The Inexplicably Star-Studded Riff Raff is a Half-Assed Nothing Burger of a Movie
Finally, a movie that will make you sit up slowly and mutter, "Meh"
Watching Riff Raff in a movie theater felt strange because it should have gone direct-to-video or direct-to-streaming. Riff Raff is redolent of the fare I wrote about when I started writing video reviews for The A.V. Club.
I wrote about many direct-to-video joints in the late 1990s for The A.V. Club. One of my favorite subgenres was Tarantino knockoffs.
Video store shelves were full of profane, hyper-violent crime comedies filled with hard-boiled storytelling, flashy dialogue, and colorful crooks prone to monologues and snappy banter.
These offspring of Pulp Fiction and Resevoir Dogs often had perversely star-studded casts filled with familiar faces and recognizable names who didn’t want to miss out on being in the next indie sensation.
Riff Raff boasts a cast so impressive that you can’t help but wonder if they all signed on after reading a different script because it’s hard to imagine anyone getting particularly excited about the film’s non-starter of a screenplay.
The latest directorial effort from novelist Dito Montiel, who made a high-profile debut with an adaptation of his 2001 memoir Recognizing Your Household Saints before embarking on an aggressively undistinguished career as a director, Riff Raff stars Bill Murray, Ed Harris, Pete Davidson, Gabrielle Union, and Jennifer Coolidge.,
Harris replaced Brian Cox, while Murray took over for Dustin Hoffman, so this could have been made with an equally impressive but different cast.
Riff Raff is an undistinguished crime comedy-drama with some notable distinctions. It is the first pairing of Ed Harris and Bill Murray, actors of note. It similarly marks the first collaboration between Murray and Davidson, offbeat Saturday Night Live mega-hunks from different generations.
Murray has a sizable dramatic role that finds him in character actor mode. We know he’s not just phoning it in or doing his trademark shtick because he has a pronounced accent. Murray did a lot of accents, voices, and character work on Saturday Night Live, but they are less common in his film work.
You don’t come across a movie starring Pete Davidson every day! He only makes three or four movies a year, and I end up reviewing every last one. Don’t get me wrong; I like Davidson, within reason.
Readers of this newsletter with very strong, weird memories might recall that Davidson’s portrayal of Petey, the villain turned anti-hero turned hero of Dog Man, moved me to tears. I love that character, film, and performance.

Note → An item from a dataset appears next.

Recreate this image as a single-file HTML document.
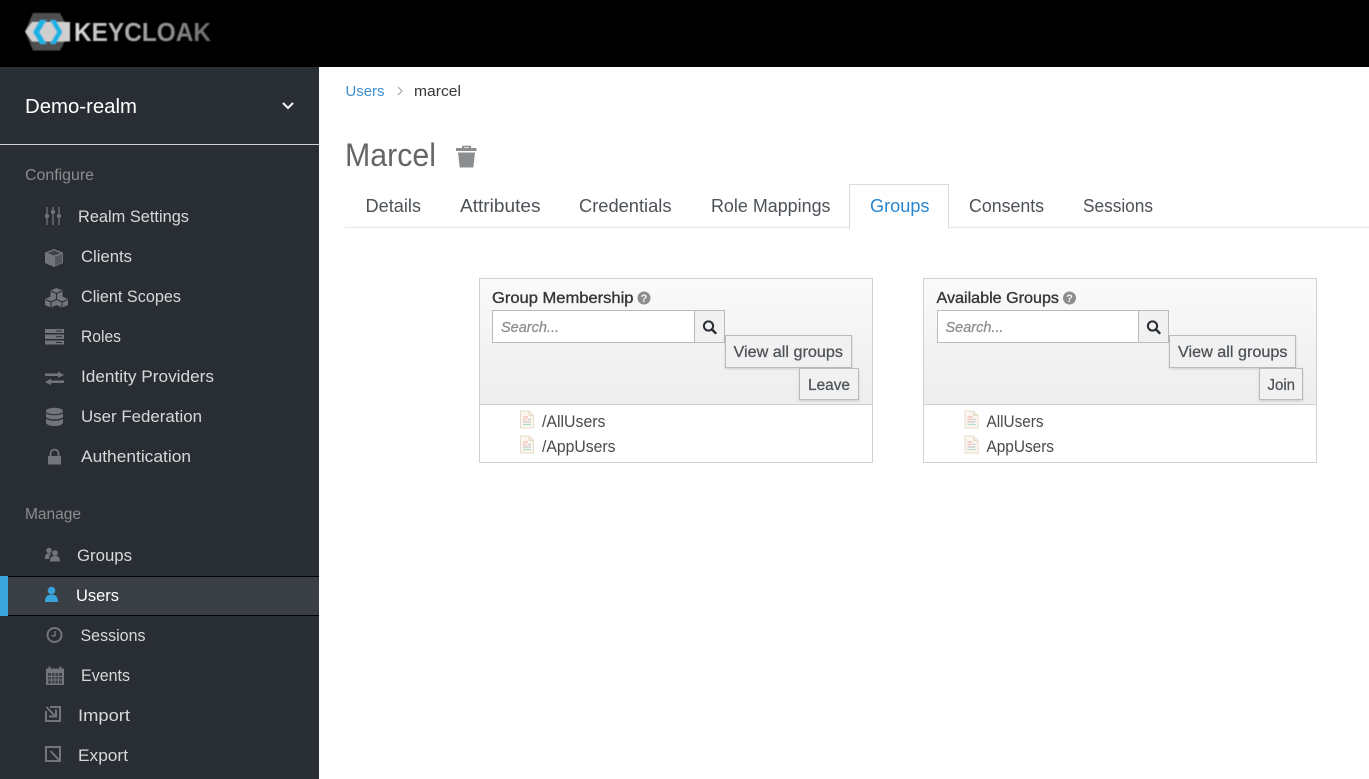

If you only see one movie where Pete Davidson plays a criminal that’s currently in theaters, you should see Dog Man.
Ed Harris stars as Vincent, a man of violence who became a man of peace and left his old life behind to be a loving husband to Sandy (Gabrielle Union) and stepfather to DJ (Miles J. Harvey), a good-natured, baby-faced young man.
Union and Harvey are black. Everyone else in the cast is white. Riff Raff seems uninterested in addressing race in any way, which registers less as colorblindness than as cowardice.
Vincent thinks that he’s left his old life behind, but when his no-account fuck up of a son ends up killing the progeny of a powerful criminal, his past comes back to haunt him.
Jennifer Coolidge wanders about the proceedings in a stoned, horny haze as Vincent’s sexually voracious ex-wife and the mother of the son who gets his old man into trouble.
Riff Raff keeps the drama involving Vincent’s family, nuclear and otherwise, separate from Davidson and Murray’s scenes in a matter not unlike McDonald’s McDLT, which famously (to me at least), kept the hot side hot and the cool side cool.
Western civilization peaked with this invention, but we foolishly rejected it. It’s all been downhill since then.
Davidson and Murray’s conversational killers do a whole lot of talking. They talk and talk and talk. Then they do some more talking. Sometimes they kill people, but mostly they’re just chatterboxes.
Riff Raff proves maddeningly non-cinematic. For an action-comedy, it’s suspiciously light on action and comedy but long on scenes where people have conversations while seated.
The film’s two threads come together in the third act when the killers show up at Vincent’s home with a murderous agenda, and dark secrets spill out artlessly.
I see Riff Raff as a direct-to-streaming obscurity that accidentally received a pity theatrical release, not because it’s terrible or doesn’t have enough going for it to merit debuting in theaters rather than on Netflix.
Riff Raff isn’t terrible. On paper, it has a lot going for it, particularly regarding a wildly overqualified cast. The movie isn’t particularly good. It’s not particularly bad. It’s not much of anything. It’s a nothing burger of a movie I’ve half-forgotten despite having seen it just a day or two ago.
Pete Davidson makes a lot of movies.
This is certainly one of them.
Two and a half stars out of Five
Me just disappointed it not Rocky Horror spinoff every theater kid in America has been waiting for.
This is such a nothing of a movie that Wikipedia doesn't even have a plot breakdown yet and it was released a week ago.